佳文速递 | 杜培军教授团队最新成果在JGSA期刊发表！

2020年05月19日 17:47:49 访问量：1050次

大多数机器学习的核心任务都可以归纳为分类与回归问题，而在空间数据处理中，回归和分类模型也常用于从观测或测量的离散数据中提取有用的地理信息，如土地覆盖分类、空间插值和定量参数反演。本文综述了支持向量机、半监督和主动学习、集成学习与深度学习四种机器学习方法在空间数据处理中的应用进展。机器学习方法用于空间数据处理的三个核心要素是学习算法、训练样本和输入特征。这四种机器学习方法分别从不同的角度提高分类与回归的性能，支持向量机（SVM）侧重于特征空间变换和决策函数优化，半监督和主动学习（Semi-supervised and active learning）则突出未标记样本的应用，集成学习（Ensemble learning）和深度学习（Deep learning）重点在于增强学习模型和泛化能力。为了成功地将机器学习方法应用到空间数据处理中，重点发展了四个层次的策略：实验和评估方法的适用性，通过引入空间特征对算法进行拓展，优化算法参数以改进性能，以及通过多种方法的组合提升算法性能。

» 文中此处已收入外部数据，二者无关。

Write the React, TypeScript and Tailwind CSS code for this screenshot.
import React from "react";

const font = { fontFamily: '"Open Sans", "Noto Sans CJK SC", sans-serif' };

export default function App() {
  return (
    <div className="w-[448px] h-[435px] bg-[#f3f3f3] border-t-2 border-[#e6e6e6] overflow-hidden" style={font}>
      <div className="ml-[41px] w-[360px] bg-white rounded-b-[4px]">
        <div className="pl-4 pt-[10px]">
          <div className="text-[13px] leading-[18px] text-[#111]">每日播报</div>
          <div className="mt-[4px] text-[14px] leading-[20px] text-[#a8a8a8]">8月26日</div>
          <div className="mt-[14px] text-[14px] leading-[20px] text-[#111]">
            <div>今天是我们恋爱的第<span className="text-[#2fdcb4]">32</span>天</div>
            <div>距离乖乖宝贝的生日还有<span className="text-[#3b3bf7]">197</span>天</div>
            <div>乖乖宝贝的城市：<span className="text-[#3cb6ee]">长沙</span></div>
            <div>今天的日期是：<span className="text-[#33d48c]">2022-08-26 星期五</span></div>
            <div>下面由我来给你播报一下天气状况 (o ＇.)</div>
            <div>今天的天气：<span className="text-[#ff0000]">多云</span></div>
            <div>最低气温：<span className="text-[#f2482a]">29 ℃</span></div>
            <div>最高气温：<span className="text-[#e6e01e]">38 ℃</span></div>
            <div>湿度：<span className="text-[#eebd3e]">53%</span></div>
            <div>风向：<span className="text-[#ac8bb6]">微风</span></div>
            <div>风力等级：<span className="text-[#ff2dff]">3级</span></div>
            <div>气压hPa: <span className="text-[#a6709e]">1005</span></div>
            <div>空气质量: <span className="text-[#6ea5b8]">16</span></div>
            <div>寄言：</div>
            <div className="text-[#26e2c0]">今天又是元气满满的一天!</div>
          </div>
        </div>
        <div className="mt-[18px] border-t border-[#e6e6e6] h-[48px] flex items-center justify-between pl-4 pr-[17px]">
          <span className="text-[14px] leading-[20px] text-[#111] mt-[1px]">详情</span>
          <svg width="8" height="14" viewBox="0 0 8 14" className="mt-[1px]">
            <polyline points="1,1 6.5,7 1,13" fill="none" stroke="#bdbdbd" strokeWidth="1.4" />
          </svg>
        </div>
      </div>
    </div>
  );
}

按照以上策略，论文首先回顾了SVM的研究进展，探讨了机器学习新方法用于空间数据处理的优点，从直接应用试验并与传统分类器比较出发，有针对性地进行改进以解决多类分类问题，利用粒子群优化等方法优化SVM的参数，并综合利用空间和光谱特征进行分类。为了克服训练样本不足的限制，采用半监督学习和主动学习的方法将未标记样本用于分类器构建，解决标记样本不足的问题，显示了从小样本中学习的潜力。针对单一算法泛化能力差、不稳定等问题，引入集成学习理论，综合多个学习机或算法模型的优势，提高模型的泛化能力，重点介绍了多分类器组合、新型集成分类器改进和集成学习空间插值等方面的进展。最后，以高分辨率遥感图像场景分类和城市结构类型区识别为例，对深度学习的应用进行了综述。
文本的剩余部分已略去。